YOUR TASK: Exactly as written, retype the listing below, omitting the pictures.

MATERIAL PROVIDED:
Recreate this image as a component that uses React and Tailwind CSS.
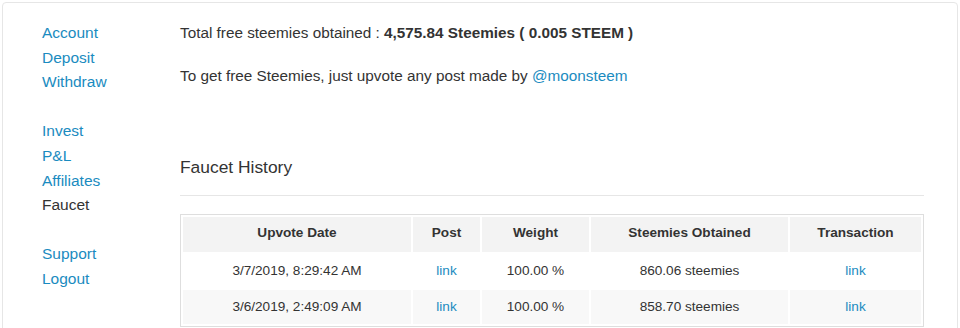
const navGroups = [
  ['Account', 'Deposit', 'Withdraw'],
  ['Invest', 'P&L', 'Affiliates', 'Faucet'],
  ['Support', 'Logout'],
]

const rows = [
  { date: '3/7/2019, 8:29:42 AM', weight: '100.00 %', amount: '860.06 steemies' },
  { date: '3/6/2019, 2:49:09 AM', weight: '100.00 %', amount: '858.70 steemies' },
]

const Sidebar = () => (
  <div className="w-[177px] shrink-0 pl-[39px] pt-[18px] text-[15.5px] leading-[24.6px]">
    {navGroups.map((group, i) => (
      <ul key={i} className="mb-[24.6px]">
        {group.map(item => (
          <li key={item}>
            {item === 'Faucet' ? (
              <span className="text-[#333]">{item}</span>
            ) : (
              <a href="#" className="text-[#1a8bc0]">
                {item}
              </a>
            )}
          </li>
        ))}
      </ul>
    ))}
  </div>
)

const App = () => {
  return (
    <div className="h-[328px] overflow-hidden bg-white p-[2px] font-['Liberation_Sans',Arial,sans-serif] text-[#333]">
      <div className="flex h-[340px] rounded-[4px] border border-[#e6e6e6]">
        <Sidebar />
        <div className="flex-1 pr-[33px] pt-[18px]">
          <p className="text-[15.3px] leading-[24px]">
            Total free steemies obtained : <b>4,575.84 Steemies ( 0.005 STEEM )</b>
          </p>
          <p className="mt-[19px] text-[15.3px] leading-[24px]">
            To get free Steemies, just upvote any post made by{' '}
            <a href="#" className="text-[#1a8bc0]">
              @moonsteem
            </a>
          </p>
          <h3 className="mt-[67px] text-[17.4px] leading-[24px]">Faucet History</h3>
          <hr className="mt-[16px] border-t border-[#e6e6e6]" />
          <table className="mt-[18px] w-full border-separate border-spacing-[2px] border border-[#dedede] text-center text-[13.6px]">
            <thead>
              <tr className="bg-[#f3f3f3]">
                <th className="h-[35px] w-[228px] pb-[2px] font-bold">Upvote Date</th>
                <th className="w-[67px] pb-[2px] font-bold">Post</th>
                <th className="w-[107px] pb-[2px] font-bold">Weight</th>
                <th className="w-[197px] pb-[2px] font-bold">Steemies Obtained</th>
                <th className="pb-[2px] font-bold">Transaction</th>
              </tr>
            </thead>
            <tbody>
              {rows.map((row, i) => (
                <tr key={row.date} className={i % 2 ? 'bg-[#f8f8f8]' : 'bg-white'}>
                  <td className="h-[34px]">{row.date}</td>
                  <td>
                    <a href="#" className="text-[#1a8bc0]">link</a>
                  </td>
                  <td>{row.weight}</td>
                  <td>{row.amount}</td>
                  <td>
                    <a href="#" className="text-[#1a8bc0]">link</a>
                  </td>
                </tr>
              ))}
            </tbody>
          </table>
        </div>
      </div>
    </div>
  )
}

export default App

EXERCISE OUTPUT:
Recreate this image as a component that uses React and Tailwind CSS.
const navGroups = [
  ['Account', 'Deposit', 'Withdraw'],
  ['Invest', 'P&L', 'Affiliates', 'Faucet'],
  ['Support', 'Logout'],
]

const rows = [
  { date: '3/7/2019, 8:29:42 AM', weight: '100.00 %', amount: '860.06 steemies' },
  { date: '3/6/2019, 2:49:09 AM', weight: '100.00 %', amount: '858.70 steemies' },
]

const Sidebar = () => (
  <div className="w-[177px] shrink-0 pl-[39px] pt-[18px] text-[15.5px] leading-[24.6px]">
    {navGroups.map((group, i) => (
      <ul key={i} className="mb-[24.6px]">
        {group.map(item => (
          <li key={item}>
            {item === 'Faucet' ? (
              <span className="text-[#333]">{item}</span>
            ) : (
              <a href="#" className="text-[#1a8bc0]">
                {item}
              </a>
            )}
          </li>
        ))}
      </ul>
    ))}
  </div>
)

const App = () => {
  return (
    <div className="h-[328px] overflow-hidden bg-white p-[2px] font-['Liberation_Sans',Arial,sans-serif] text-[#333]">
      <div className="flex h-[340px] rounded-[4px] border border-[#e6e6e6]">
        <Sidebar />
        <div className="flex-1 pr-[33px] pt-[18px]">
          <p className="text-[15.3px] leading-[24px]">
            Total free steemies obtained : <b>4,575.84 Steemies ( 0.005 STEEM )</b>
          </p>
          <p className="mt-[19px] text-[15.3px] leading-[24px]">
            To get free Steemies, just upvote any post made by{' '}
            <a href="#" className="text-[#1a8bc0]">
              @moonsteem
            </a>
          </p>
          <h3 className="mt-[67px] text-[17.4px] leading-[24px]">Faucet History</h3>
          <hr className="mt-[16px] border-t border-[#e6e6e6]" />
          <table className="mt-[18px] w-full border-separate border-spacing-[2px] border border-[#dedede] text-center text-[13.6px]">
            <thead>
              <tr className="bg-[#f3f3f3]">
                <th className="h-[35px] w-[228px] pb-[2px] font-bold">Upvote Date</th>
                <th className="w-[67px] pb-[2px] font-bold">Post</th>
                <th className="w-[107px] pb-[2px] font-bold">Weight</th>
                <th className="w-[197px] pb-[2px] font-bold">Steemies Obtained</th>
                <th className="pb-[2px] font-bold">Transaction</th>
              </tr>
            </thead>
            <tbody>
              {rows.map((row, i) => (
                <tr key={row.date} className={i % 2 ? 'bg-[#f8f8f8]' : 'bg-white'}>
                  <td className="h-[34px]">{row.date}</td>
                  <td>
                    <a href="#" className="text-[#1a8bc0]">link</a>
                  </td>
                  <td>{row.weight}</td>
                  <td>{row.amount}</td>
                  <td>
                    <a href="#" className="text-[#1a8bc0]">link</a>
                  </td>
                </tr>
              ))}
            </tbody>
          </table>
        </div>
      </div>
    </div>
  )
}

export default App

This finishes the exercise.